Date: November 03, 2016
Categories: riskregulation, Risk and Regulation, Risk Management and Compliance, technology
Keywords: SWIFT, Financial Crime, Compliance, De-risking


At the 50th Felaban Annual Assembly, SWIFT announced that eight central banks in Latin America have adopted SWIFT’s Financial Crime Compliance solutions to enhance transparency and combat financial crime.

The central banks of Belize, Bolivia, Costa Rica, Curacao, Dominican Republic, Ecuador, Haiti and Paraguay, have implemented SWIFT’s financial crime compliance solutions, including SWIFT’s KYC Registry and Sanctions Screening. In addition to adopting the KYC Registry themselves, some of the central banks have also endorsed the adoption of the KYC Registry across their entire jurisdictions. As a result of this regional effort, the number of institutions adopting SWIFT’s financial crime compliance tools in the region has nearly doubled in less than 12 months.

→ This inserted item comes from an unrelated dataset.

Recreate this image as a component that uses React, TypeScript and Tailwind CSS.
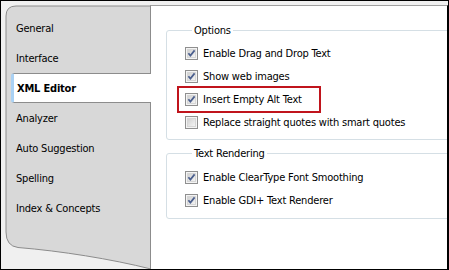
import React from 'react';

const tabs = ['General', 'Interface', 'XML Editor', 'Analyzer', 'Auto Suggestion', 'Spelling', 'Index & Concepts'];

const CheckBox = ({ checked }: { checked: boolean }) => (
    <svg width="13" height="13" viewBox="0 0 13 13" className="shrink-0">
        <defs>
            <linearGradient id="cbFill" x1="0" y1="0" x2="1" y2="1">
                <stop offset="0" stopColor="#cfcfcf" />
                <stop offset="1" stopColor="#f6f6f6" />
            </linearGradient>
        </defs>
        <rect x="0.5" y="0.5" width="12" height="12" fill="#f4f4f4" stroke="#8f8f8f" />
        <rect x="2.5" y="2.5" width="8" height="8" fill="url(#cbFill)" stroke="#d6d6d6" />
        {checked && <path d="M3.4 6.2 L5.4 8.6 L9.6 3.4" fill="none" stroke="#4b5f8e" strokeWidth="1.7" />}
    </svg>
);

const Row = ({ label, checked = true, highlight = false }: { label: string; checked?: boolean; highlight?: boolean }) => (
    <div className="relative h-[23px] flex items-center gap-[5px]">
        <CheckBox checked={checked} />
        <span className="whitespace-nowrap">{label}</span>
        {/* callout around the row */}
        {highlight && <div className="absolute -left-[8px] -top-[2px] w-[144px] h-[27px] border-2 border-[#c0141c]" />}
    </div>
);

export default function App() {
    return (
        <div className="w-[449px] h-[270px] border border-black bg-[#f0f0f0] flex overflow-hidden text-[11px] leading-[13px] text-black font-['DejaVu_Sans_Condensed','DejaVu_Sans',sans-serif] tracking-[-0.2px]">
            {/* Tab strip */}
            <div className="relative w-[149px] shrink-0">
                <svg className="absolute inset-0" width="149" height="268" viewBox="0 0 149 268">
                    <path
                        d="M150 5 L15 5 Q5 5 5 15 L5 231 Q5 245 17 246.5 C60 250 110 258 150 268 Z"
                        fill="#d8d8d8"
                        stroke="#8c8c8c"
                    />
                </svg>
                <div className="relative pt-[12px] flex flex-col">
                    {tabs.map(t =>
                        t === 'XML Editor' ? (
                            <div
                                key={t}
                                className="relative z-10 h-[30px] ml-[10px] -mr-[1px] pl-[3px] flex items-center bg-white border-y border-[#8c8c8c] border-l-[3px] border-l-[#a9d1f4] rounded-l-[3px] font-bold"
                            >
                                {t}
                            </div>
                        ) : (
                            <div key={t} className="h-[30px] pl-[15px] flex items-center">
                                {t}
                            </div>
                        )
                    )}
                </div>
            </div>

            {/* Settings page */}
            <div className="flex-1 mt-[4px] bg-white border-l border-t border-l-[#8c8c8c] border-t-[#a0a0a0] border-r border-r-black overflow-hidden">
                <div className="pl-[15px] pt-[18px] w-[340px]">
                    <fieldset className="border border-[#d5dfe5] rounded-[3px] pl-[18px] pt-[5px] pb-[5px]">
                        <legend className="ml-[7px] px-[2px] h-[13px]">Options</legend>
                        <Row label="Enable Drag and Drop Text" />
                        <Row label="Show web images" />
                        <Row label="Insert Empty Alt Text" highlight />
                        <Row label="Replace straight quotes with smart quotes" checked={false} />
                    </fieldset>
                    <fieldset className="mt-[7px] border border-[#d5dfe5] rounded-[3px] pl-[18px] pt-[6px] pb-[6px]">
                        <legend className="ml-[7px] px-[2px] h-[13px]">Text Rendering</legend>
                        <Row label="Enable ClearType Font Smoothing" />
                        <Row label="Enable GDI+ Text Renderer" />
                    </fieldset>
                </div>
            </div>
        </div>
    );
}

The trend of de-risking – the decision taken by banks to partially or fully exit certain jurisdictions, product domains and currencies by exiting their foreign correspondent banking relationships – has been pervasive in recent years. Latin America has been one of the most affected regions. In an effort to mitigate de-risking, or being disconnected by their foreign counterparties, the financial community across Latin America has taken these important steps to enhance transparency and build greater trust with the international financial community.

“De-risking in some regions has become so extreme that banks are now being challenged to address the problem, and the focus has moved from a commercial issue to one of financial inclusion,” says Fedra Ware, Lead Compliance Services Latin America, SWIFT. “Implementing the right compliance controls within an organisation, as well as ensuring enhanced transparency and collaboration between private and public entities, is critical to avoid being on the receiving end of a de-risking decision.”

Giorgio Trettenero, Secretary General, FELABAN adds, “Correspondent banking relationships play a crucial role in the economic development of Latin American countries. Thus, the region must continue to take the right measures to enhance transparency and build greater trust amongst all stakeholders including governments, correspondent banks, as well as national and international regulators. It is critically important that public and private institutions collaborate, implementing the most efficient and effective compliance programs across the region.”